**INFORMATION PROVIDED**
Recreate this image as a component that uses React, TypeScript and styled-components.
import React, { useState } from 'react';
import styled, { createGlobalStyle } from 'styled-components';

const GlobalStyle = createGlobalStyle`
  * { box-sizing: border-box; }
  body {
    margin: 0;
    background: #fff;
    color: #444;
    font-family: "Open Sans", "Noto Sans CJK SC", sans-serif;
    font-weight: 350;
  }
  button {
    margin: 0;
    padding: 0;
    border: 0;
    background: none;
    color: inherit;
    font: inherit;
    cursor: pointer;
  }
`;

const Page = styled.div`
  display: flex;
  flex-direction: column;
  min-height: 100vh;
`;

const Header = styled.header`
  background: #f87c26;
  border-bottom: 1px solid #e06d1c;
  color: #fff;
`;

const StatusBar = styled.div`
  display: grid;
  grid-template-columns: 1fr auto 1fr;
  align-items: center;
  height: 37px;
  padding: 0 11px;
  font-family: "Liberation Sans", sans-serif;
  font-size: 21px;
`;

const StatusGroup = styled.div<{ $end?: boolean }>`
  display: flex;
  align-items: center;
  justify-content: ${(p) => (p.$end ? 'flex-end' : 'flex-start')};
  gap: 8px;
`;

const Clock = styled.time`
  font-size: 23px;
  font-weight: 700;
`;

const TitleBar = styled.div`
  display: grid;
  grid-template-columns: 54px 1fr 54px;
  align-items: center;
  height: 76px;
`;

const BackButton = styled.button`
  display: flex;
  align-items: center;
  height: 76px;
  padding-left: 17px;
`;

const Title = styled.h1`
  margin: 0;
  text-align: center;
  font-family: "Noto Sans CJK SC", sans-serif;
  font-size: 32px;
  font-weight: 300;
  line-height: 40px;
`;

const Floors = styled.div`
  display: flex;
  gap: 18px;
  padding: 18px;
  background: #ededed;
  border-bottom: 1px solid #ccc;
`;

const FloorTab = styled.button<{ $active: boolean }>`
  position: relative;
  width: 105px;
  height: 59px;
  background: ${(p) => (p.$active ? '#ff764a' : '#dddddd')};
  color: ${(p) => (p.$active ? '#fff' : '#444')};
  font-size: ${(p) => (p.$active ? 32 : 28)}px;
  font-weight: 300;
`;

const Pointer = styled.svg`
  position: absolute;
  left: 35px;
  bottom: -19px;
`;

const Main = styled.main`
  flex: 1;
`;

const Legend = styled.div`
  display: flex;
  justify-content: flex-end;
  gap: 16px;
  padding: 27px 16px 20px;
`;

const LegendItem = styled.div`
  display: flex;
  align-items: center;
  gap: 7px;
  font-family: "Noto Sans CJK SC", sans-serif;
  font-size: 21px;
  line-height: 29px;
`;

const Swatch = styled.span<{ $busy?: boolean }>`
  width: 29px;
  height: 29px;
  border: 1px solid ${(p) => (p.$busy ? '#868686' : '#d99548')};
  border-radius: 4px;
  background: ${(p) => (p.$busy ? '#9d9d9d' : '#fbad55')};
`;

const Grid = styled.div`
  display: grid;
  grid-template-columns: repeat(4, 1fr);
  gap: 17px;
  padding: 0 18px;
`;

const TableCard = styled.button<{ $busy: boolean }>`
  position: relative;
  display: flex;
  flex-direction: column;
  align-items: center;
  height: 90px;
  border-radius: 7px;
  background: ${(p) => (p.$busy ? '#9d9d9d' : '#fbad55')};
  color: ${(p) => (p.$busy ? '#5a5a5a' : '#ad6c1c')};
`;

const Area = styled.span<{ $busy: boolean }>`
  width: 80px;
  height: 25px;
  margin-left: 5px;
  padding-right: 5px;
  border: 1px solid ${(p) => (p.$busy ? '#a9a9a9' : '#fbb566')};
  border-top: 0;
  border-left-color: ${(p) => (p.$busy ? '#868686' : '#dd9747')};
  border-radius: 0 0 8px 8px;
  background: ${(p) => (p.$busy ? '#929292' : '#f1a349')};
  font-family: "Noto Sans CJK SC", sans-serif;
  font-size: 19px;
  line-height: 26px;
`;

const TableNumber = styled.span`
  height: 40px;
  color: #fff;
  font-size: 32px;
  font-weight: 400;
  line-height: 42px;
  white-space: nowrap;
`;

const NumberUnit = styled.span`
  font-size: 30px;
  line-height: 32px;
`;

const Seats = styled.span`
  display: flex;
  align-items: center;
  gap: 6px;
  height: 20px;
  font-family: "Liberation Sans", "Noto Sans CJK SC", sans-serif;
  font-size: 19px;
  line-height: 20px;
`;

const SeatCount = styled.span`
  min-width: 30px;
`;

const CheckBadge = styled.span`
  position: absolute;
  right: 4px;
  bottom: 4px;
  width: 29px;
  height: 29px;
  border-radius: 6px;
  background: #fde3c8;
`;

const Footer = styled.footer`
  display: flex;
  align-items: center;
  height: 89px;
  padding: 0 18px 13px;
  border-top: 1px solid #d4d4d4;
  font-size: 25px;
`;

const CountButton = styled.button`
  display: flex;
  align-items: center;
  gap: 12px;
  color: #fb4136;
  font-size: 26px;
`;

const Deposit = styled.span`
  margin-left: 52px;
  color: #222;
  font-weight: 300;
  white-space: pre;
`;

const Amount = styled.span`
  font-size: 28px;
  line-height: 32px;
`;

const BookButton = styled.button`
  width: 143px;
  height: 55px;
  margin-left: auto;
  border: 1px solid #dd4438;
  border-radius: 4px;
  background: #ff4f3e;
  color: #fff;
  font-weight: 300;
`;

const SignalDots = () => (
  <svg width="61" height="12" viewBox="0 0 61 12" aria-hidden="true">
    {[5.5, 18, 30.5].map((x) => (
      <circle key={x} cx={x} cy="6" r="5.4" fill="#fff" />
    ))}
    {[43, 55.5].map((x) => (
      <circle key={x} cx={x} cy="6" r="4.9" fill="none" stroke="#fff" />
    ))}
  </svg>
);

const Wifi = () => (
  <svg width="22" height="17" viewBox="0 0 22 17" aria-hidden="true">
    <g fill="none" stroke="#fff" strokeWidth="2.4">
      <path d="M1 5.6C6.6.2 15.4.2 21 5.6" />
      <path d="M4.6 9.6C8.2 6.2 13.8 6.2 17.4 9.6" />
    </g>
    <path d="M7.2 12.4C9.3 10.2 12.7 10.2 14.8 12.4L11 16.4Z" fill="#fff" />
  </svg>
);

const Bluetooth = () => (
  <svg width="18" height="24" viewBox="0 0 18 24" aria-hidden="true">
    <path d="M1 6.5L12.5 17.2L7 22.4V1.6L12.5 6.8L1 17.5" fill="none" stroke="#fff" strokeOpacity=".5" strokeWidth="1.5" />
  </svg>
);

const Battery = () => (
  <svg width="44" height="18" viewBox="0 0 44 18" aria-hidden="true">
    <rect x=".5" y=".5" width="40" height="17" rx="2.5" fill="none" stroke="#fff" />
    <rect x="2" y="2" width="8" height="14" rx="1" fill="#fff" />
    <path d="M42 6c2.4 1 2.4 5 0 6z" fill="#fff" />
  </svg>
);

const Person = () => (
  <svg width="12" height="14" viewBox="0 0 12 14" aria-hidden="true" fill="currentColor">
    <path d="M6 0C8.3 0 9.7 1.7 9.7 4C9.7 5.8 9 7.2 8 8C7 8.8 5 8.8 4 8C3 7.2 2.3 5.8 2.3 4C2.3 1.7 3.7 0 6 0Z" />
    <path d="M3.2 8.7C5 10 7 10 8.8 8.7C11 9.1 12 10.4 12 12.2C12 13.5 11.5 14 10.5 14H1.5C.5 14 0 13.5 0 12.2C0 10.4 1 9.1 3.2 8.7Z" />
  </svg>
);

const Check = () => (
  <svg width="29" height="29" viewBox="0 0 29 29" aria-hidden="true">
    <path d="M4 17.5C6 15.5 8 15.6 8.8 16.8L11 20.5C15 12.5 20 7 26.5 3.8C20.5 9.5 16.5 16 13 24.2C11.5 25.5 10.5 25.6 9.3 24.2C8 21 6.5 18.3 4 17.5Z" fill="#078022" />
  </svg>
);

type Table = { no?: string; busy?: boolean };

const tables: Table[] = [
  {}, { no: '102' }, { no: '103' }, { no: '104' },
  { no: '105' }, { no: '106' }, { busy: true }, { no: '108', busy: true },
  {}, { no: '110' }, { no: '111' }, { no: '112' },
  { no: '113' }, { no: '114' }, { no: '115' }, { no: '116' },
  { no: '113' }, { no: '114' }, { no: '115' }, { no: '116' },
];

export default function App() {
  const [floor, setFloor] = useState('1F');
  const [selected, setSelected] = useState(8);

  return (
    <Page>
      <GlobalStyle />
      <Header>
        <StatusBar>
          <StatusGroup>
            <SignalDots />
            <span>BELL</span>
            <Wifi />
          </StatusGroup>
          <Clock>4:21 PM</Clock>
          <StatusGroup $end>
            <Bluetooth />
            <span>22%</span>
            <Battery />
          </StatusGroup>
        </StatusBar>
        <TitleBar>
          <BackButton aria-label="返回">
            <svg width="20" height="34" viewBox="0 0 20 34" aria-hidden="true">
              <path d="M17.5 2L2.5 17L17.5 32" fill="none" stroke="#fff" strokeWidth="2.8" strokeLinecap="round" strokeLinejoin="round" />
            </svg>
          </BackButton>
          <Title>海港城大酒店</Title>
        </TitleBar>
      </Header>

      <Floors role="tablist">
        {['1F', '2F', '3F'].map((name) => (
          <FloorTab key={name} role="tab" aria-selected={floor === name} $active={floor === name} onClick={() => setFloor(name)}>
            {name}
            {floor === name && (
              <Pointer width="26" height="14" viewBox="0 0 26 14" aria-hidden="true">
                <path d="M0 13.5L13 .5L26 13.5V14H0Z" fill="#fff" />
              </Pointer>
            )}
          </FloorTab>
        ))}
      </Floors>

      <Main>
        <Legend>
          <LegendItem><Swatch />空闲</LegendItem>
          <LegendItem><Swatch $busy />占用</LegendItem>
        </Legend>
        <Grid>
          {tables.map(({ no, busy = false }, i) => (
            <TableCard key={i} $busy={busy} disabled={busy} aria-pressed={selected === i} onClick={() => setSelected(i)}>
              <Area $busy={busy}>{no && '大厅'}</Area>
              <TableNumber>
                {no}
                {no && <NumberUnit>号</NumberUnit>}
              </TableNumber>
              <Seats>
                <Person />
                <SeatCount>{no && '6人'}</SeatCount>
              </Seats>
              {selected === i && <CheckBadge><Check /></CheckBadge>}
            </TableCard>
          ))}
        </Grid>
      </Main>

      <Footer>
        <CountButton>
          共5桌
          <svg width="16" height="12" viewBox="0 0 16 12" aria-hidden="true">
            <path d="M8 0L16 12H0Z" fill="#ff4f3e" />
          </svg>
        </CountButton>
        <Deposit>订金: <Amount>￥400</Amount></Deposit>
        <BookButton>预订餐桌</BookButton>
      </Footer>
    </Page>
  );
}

**PROBLEM STATEMENT**
For each line of the listing that holds the word "React", show that line.

**REPLY TO THE TASK**
Recreate this image as a component that uses React, TypeScript and styled-components.
import React, { useState } from 'react';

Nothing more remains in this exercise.